Menurut Hasto, Presiden Joko Widodo berpandangan bahwa dunia telah bergerak cepat dan dinamis, sehingga harus direspons cepat. "Kecepatan itu instrumen, akibat perkembangan teknologi informasi dan komunikasi yang bergerak revolusioner. Kecepatan itu mendinamisir. Namun mengelola negara tetap berpijak pada hal fundamental, yakni haluan negara," katanya.

Implementasi strategisnya, kata dia, diperlukan kebijakan operasional seperti penelitian, penerapan ilmu pengetahuan dan teknologi, sumber daya manusia yang handal, dan sebagainya. Hasto mencontohkan, pernyataan Presiden Joko Widodo pada Sidang Bersama DPR RI-DPD RI, pada hari ini, menyebutkan soal rencana pemindahan ibu kota negara ke Pulau Kalimantan.

"Keputusan ini cepat, menjawab berbagai tantangan. Namun, keputusan tersebut harus diletakkan dalam cara pandang jauh ke depan, melampaui dimensi waktu 50-100 tahunan, bahkan lebih," katanya.

Baca juga: Zulkifli Hasan puji Jokowi melalui pantun di Sidang Tahunan MPR

Menurut Hasto, keputusan tersebut juga harus dilihat dalam perspektif geo-politik dan geo-strategis, yang dalil pokoknya sama, tapi implementasinya bisa dipengaruhi oleh dinamika politik global-internasional dan perkembangan teknologi.

"Cita-cita pokoknya tetap sama, yakni Indonesia membangun peradaban dunia melalui suatu tatanan dunia baru yang antipenjajahan dan penindasan," katanya.

Dengan demikian, kata Hasto, untuk urusan pemindahan ibu kota, diperlukan haluan negara agar utuh cara pandangnya. Menurut dia, sekiranya presiden pasca-tahun 2024 mengubah rencana tersebut hanya karena undang-undang bisa diubah, maka di situlah terjadi ketidakpastian arah pembangunan.

"Karena itulah mengapa haluan negara diperlukan sebagai tanggung jawab, konsistensi, dan kepastian bagi arah masa depan, dengan landasan politik yang kuat, yakni Ketetapan MPR RI," katanya.

Hasto menjelaskan, penataan sistem politik Indonesia telah dilakukan melalui amandemen UUD 1945 sebanyak empat kali pada awal era reformasi. Amandemen sebelumnya, kata dia, dilakukan berdasarkan "euforia" demokrasi dan agenda reproduksi gaya politik global, "one man one vote", yang ternyata bersifat kapitalistik-liberal, penuh dengan transaksi politik uang, dan berbiaya mahal.

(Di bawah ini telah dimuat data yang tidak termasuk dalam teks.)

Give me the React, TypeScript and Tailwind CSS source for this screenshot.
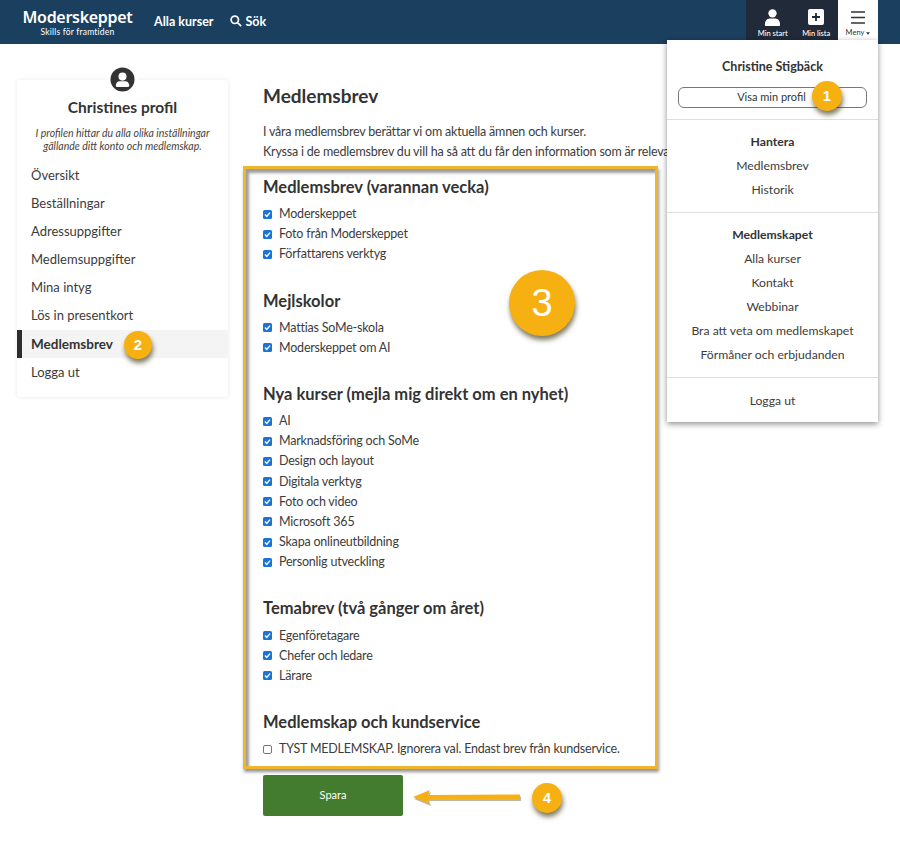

Baca juga: Jokowi: Semangat persatuan Indonesia harus terus dijaga

"Amandemen terbatas, khusus menyentuh haluan negara. Suatu kebijakan pokok yang menempatkan ideologi Pancasila sebagai dasar dan bintang pengarah," katanya.

Menurut Hasto, hal tersebut adalah suatu perencanaan menyeluruh yang mengikat seluruh lembaga negara, mengintegrasikan pemerintah pusat dan daerah, serta menentukan arah masa depan rakyat Indonesia, sehingga derap pembangunan negara berjalan seirama, berkesinambungan, dan membentuk kedaulatan politik, ekonomi, dan kebudayaan sebagai satu kesatuan.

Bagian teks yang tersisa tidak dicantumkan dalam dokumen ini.